STATED TASK.
Pick out each line with the word "Tailwind" from the material that follows.

INFORMATION PROVIDED.
-*-*-
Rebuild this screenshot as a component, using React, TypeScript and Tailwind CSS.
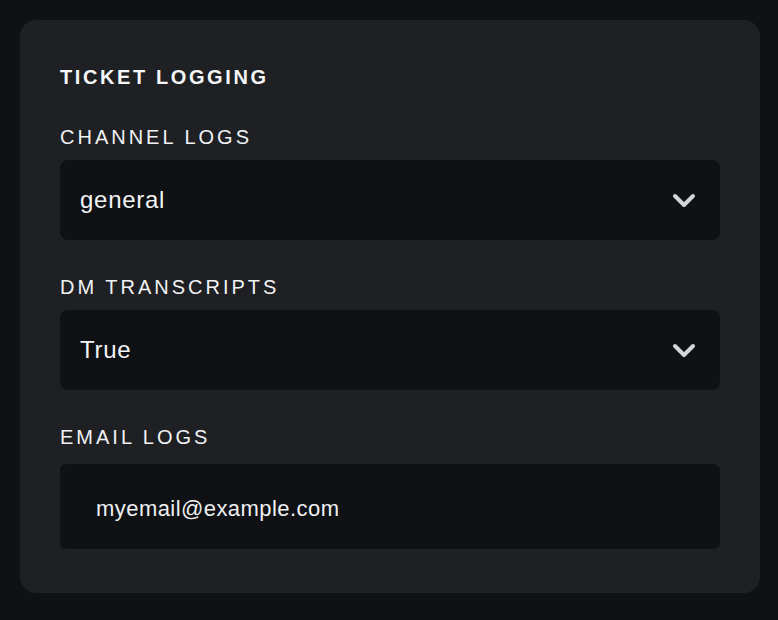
-*-*-
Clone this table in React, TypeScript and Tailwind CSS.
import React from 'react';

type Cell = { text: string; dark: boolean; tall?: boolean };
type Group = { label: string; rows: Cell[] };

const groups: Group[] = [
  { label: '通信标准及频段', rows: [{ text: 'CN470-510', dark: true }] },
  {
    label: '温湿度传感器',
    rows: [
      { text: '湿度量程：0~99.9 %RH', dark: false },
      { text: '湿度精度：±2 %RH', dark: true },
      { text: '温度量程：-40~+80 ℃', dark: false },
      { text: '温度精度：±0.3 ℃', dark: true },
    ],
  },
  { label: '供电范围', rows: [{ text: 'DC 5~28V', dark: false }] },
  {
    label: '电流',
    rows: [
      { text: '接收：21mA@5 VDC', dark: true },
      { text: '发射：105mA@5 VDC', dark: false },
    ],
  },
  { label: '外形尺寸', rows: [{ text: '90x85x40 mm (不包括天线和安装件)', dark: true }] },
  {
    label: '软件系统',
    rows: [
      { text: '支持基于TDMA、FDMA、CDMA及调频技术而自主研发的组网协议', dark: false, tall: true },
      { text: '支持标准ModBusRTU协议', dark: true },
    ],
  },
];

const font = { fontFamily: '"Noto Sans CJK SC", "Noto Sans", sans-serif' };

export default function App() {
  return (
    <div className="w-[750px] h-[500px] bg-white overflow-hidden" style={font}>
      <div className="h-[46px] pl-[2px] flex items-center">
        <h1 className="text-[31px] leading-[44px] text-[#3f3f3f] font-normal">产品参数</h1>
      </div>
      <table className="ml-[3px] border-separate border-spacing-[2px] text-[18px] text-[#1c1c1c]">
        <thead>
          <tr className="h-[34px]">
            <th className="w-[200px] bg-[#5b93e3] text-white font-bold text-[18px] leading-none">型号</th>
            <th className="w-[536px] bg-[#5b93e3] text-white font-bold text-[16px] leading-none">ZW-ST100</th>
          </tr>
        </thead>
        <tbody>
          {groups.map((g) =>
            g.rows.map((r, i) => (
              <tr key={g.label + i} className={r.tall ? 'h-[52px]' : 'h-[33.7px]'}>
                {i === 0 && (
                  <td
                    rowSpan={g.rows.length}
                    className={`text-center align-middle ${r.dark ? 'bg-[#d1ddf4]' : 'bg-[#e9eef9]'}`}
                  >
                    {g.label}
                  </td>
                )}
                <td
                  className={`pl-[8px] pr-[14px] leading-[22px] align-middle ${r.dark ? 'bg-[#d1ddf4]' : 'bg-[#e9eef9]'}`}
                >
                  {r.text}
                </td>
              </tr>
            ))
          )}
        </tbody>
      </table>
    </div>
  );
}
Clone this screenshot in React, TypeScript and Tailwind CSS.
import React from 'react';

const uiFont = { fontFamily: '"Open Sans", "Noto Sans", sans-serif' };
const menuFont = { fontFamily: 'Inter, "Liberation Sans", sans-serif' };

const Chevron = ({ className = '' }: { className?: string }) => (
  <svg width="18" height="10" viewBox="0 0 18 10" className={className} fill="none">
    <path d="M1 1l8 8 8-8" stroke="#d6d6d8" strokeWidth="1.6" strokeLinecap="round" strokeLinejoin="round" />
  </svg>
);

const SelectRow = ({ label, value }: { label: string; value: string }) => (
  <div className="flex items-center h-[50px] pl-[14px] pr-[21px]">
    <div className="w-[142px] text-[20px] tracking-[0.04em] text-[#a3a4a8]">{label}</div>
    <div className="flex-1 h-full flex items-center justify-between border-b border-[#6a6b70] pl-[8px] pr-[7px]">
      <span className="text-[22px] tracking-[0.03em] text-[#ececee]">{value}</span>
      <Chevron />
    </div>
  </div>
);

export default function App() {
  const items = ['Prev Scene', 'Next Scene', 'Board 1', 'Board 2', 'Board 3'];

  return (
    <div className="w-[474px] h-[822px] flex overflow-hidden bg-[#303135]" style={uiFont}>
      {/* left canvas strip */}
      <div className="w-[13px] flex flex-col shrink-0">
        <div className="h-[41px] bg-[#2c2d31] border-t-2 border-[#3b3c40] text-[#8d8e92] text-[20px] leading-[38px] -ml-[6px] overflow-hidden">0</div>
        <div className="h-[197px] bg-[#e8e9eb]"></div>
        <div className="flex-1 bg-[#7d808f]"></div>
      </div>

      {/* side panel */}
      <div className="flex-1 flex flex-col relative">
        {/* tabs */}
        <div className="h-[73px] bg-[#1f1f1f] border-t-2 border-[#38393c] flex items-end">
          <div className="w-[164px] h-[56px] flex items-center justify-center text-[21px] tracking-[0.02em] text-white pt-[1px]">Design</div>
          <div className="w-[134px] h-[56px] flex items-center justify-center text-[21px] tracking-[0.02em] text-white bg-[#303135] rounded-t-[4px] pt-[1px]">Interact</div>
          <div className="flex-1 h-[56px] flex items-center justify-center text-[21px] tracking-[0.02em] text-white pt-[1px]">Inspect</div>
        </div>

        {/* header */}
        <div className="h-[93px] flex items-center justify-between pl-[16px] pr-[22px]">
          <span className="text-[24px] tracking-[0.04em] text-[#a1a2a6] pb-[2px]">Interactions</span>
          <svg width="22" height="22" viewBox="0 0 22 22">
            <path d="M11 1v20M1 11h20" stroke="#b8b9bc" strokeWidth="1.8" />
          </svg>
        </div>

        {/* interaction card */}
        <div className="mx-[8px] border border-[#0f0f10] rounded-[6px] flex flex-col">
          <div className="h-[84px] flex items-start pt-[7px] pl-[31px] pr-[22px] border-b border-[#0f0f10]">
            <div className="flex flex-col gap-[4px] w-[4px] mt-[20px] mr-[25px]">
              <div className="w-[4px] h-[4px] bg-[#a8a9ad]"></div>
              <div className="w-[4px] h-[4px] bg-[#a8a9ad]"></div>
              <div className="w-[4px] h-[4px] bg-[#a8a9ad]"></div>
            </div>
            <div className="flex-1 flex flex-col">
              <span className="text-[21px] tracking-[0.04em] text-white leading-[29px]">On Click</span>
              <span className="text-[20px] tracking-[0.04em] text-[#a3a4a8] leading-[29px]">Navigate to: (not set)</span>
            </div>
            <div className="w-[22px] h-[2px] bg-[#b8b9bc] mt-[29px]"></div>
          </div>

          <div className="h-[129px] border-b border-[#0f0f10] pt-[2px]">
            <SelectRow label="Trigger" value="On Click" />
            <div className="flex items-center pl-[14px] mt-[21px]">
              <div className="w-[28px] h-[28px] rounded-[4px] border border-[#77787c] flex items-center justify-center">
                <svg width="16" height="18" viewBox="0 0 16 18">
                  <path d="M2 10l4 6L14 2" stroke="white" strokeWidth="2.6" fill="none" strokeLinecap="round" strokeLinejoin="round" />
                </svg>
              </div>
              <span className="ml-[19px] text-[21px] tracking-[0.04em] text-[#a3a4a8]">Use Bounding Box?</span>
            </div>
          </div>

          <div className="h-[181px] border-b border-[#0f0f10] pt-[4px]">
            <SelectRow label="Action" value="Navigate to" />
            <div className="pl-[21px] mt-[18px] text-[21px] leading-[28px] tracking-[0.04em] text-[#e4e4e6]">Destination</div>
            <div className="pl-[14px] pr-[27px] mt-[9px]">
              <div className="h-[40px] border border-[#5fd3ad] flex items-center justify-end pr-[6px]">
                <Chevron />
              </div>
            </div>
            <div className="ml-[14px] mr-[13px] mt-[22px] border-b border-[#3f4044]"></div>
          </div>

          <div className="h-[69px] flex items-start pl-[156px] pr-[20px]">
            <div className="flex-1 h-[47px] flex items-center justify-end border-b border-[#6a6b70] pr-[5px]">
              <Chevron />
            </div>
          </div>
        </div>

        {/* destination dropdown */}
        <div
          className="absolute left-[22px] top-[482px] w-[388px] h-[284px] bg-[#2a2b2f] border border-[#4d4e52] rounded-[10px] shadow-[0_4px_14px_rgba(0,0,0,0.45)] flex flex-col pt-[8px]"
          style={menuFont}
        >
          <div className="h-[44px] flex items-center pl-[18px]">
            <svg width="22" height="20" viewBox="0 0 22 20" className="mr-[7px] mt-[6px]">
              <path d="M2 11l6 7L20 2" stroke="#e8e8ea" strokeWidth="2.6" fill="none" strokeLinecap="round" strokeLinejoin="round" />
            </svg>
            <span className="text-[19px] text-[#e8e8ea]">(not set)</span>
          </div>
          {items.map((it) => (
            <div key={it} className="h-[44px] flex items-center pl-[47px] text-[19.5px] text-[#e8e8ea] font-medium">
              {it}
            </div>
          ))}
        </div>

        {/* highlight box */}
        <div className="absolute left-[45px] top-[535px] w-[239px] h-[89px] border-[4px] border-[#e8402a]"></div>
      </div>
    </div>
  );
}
-*-*-
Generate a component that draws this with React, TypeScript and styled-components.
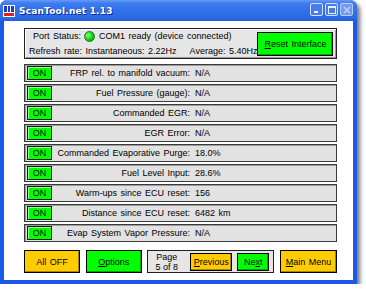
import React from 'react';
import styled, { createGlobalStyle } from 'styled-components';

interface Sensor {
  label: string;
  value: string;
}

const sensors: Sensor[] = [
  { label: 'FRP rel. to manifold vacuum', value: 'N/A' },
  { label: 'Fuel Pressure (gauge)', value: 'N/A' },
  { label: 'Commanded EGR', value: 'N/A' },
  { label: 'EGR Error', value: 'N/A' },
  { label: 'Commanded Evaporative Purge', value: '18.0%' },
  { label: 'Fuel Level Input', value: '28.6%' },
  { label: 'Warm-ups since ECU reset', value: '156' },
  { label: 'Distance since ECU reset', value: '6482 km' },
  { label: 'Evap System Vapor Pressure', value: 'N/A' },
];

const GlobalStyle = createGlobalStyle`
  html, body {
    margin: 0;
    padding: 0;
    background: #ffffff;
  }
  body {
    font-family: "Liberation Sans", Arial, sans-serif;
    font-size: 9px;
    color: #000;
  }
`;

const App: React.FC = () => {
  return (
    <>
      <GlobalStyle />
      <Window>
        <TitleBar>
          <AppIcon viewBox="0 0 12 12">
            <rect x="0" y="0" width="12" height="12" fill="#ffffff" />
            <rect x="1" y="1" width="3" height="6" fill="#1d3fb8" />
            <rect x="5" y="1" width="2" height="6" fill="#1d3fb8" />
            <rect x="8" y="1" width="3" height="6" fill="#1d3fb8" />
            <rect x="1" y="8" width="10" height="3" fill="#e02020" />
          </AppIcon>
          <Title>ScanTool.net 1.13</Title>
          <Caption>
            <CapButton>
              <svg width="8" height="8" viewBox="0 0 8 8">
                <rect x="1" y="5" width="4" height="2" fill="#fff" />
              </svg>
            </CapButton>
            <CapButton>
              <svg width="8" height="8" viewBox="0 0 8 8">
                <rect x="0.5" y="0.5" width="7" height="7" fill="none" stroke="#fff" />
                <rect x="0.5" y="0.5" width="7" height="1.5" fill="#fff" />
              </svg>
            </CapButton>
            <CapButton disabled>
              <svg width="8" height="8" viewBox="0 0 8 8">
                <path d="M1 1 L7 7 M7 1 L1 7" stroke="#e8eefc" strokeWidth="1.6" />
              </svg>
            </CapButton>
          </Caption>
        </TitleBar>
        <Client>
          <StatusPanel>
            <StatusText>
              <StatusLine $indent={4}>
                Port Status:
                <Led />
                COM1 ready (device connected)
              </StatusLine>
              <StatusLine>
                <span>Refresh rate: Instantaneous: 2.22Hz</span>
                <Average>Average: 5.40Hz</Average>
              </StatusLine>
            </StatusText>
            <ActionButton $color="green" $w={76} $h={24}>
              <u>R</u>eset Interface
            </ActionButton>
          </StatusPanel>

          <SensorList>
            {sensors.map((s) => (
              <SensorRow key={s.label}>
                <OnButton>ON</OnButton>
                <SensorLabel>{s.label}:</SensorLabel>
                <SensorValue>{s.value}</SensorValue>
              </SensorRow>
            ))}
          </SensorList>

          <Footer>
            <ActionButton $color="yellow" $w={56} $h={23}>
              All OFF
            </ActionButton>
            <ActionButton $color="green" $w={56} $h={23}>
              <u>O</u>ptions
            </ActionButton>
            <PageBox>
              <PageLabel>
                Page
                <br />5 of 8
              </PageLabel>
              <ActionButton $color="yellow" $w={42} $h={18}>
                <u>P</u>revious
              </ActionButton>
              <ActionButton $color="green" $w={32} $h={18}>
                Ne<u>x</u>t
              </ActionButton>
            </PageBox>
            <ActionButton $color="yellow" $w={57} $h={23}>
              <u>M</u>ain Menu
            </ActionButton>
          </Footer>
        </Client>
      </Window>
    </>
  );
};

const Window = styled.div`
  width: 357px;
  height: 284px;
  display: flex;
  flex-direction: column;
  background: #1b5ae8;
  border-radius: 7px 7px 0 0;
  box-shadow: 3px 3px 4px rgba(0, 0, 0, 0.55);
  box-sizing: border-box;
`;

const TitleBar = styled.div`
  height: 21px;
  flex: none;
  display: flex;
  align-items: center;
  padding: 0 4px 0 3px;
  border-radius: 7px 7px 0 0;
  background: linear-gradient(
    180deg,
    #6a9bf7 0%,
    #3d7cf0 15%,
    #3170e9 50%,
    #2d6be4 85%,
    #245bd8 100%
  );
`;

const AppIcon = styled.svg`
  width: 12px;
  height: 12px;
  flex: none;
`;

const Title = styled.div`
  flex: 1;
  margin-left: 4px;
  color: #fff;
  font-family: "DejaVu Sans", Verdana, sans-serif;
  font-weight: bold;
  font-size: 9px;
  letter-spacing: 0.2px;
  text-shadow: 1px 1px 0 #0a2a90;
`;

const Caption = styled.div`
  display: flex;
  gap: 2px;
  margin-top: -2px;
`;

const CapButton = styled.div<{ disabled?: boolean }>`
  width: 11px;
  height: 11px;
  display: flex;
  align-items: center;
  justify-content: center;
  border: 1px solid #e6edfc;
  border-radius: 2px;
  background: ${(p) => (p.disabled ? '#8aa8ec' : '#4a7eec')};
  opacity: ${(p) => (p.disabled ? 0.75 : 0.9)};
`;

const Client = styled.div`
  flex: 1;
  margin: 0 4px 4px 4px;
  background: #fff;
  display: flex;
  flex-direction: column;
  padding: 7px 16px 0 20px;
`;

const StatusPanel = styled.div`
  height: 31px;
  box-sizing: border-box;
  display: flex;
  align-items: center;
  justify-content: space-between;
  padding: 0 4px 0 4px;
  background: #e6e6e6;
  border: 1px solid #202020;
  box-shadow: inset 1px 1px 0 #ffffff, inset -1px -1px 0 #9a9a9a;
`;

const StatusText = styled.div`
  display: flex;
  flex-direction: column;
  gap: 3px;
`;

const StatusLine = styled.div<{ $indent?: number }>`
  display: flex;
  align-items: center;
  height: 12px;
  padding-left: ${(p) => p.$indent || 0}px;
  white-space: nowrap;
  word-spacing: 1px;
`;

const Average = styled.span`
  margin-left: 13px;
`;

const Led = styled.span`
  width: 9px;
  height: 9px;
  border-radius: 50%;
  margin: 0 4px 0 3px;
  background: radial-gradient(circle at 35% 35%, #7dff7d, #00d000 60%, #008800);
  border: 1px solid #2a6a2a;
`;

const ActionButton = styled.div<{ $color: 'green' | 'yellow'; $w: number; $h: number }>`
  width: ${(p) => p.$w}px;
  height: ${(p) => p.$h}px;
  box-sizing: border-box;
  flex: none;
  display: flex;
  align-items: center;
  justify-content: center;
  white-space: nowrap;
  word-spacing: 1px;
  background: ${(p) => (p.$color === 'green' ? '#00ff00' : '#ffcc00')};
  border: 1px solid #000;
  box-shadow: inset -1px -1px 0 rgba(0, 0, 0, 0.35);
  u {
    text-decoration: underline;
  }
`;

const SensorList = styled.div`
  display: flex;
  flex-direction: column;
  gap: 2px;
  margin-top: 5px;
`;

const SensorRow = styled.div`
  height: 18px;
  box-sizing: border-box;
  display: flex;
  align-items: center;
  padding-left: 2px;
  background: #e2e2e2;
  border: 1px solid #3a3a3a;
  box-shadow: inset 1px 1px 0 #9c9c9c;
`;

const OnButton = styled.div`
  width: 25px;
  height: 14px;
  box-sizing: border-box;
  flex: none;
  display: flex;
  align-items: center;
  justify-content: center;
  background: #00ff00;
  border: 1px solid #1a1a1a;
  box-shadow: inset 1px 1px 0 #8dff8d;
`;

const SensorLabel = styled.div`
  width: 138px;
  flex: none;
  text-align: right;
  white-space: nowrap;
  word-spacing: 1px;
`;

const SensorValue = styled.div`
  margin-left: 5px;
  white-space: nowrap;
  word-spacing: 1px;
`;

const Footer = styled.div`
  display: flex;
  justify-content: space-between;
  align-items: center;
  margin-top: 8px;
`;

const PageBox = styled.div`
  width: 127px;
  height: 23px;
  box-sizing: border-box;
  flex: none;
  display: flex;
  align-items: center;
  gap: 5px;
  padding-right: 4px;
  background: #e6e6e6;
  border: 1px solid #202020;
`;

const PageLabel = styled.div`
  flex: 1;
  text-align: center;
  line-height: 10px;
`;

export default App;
-*-*-
WRITTEN SOLUTION.
Rebuild this screenshot as a component, using React, TypeScript and Tailwind CSS.
Clone this table in React, TypeScript and Tailwind CSS.
Clone this screenshot in React, TypeScript and Tailwind CSS.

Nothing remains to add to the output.